Regarding claim 19, Ross teaches wherein the at least one GPU is configured to send the shadow computation back to the mobile device (Fig. 4, [0046 & claim 14], after identifying a nearby base station in communication with the base station 400 and estimating a time for serving the remote digital content item from the secondary source, the nearby station then serves the mobile device with the shortest estimated time).
It would have been obvious to one of the ordinary skill in the art before the effective filing date of the claimed invention to modify the system of Sabella et al. with Trang et al. by using the features as taught by Ross in order to provide a more effective and efficient system that is capable of sending, by the cellular base station, output data of the executed shadow computation to the mobile device or to another device, shadow computation to another cellular base station, when the other cellular base station has greater compute capabilities than the cellular base station and sending, by the other cellular base station, the shadow computation back to the mobile device, The motivation is to support an improved method for storing content in a network and delivering that content to client devices (see [0002]).
Claim 5 is/are rejected under 35 U.S.C. 103 as being unpatentable over Sabella et al. (US 2018/0183855 A1) in view of Trang et al. (US 2019/0191341 A1) as applied to claim 1 above, and further in view of disclosed prior art of Yahagi (CN 1241101 A).
Sabella et al. and Trang et al. disclose the claimed limitations as described in paragraph 9 above.
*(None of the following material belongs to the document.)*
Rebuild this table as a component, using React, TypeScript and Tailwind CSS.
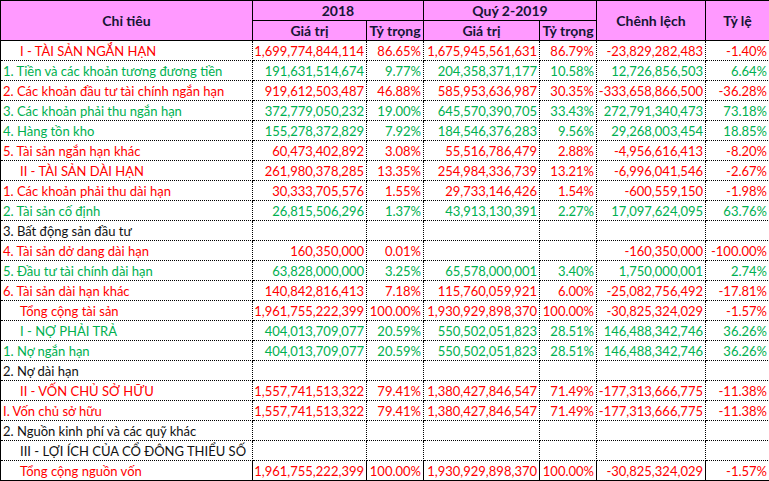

Sabella et al. and Trang et al. do not expressly disclose the following features: regarding claim 5, comprising sending, by the cellular base station, the shadow computation to the different base station when the mobile device is within a threshold distance of the different base station.
Regarding claim 5, c Yahagi discloses comprising sending, by the cellular base station, the shadow computation to the other cellular base station when the mobile device is within a threshold distance of the other cellular base station (Fig. 2, [paragraph 1-5 of the fig. 2] when the mobile station MS1 in base station BS1 coverage area enters the base station BS3 coverage area, it sends a region characteristics BS3 and LA1 and the position of the characteristic MS1 comprises modifying information to the base station BS3, and the modification information of copy information is sent from the base station BS3 to the base station controller BSC1 to the cell station characteristic BS3 in the allocated storage area to the record of the position memory LM1 of mobile station MS1 in the area close to the BS1 memory area. the response modification information 205, no confirmation information is returned to the mobile station from the base station controller, and similarly, when the mobile station MS1 moves to the coverage area of the base station BS2, a modification information 206 from the base station BS2 is sent to the base station controller BSC1 and, therefore, by the cell station characteristic BS2 is stored into the storage area of the mobile record item storage area close to the BS3, position memory LM1 is modified is updated).
It would have been obvious to one of the ordinary skill in the art before the effective filing date of the claimed invention to modify the system of Sabella et al. with Trang et al. by using the features as taught by Yahagi in order to provide a more effective and efficient system that is capable of sending the shadow computation to the other cellular base station when the mobile device is within a threshold distance of the other cellular base station. The motivation is to support an improved method of mobile switching center locating a mobile station (see [first paragraph under Invention-title]).
Claims 10 is/are rejected under 35 U.S.C. 103 as being unpatentable over Sabella et al. (US 2018/0183855 A1) in view of Trang et al. (US 2019/0191341 A1) as applied to claim 1 above, and further in view of in view of Kim (US 2008/0057971 A1).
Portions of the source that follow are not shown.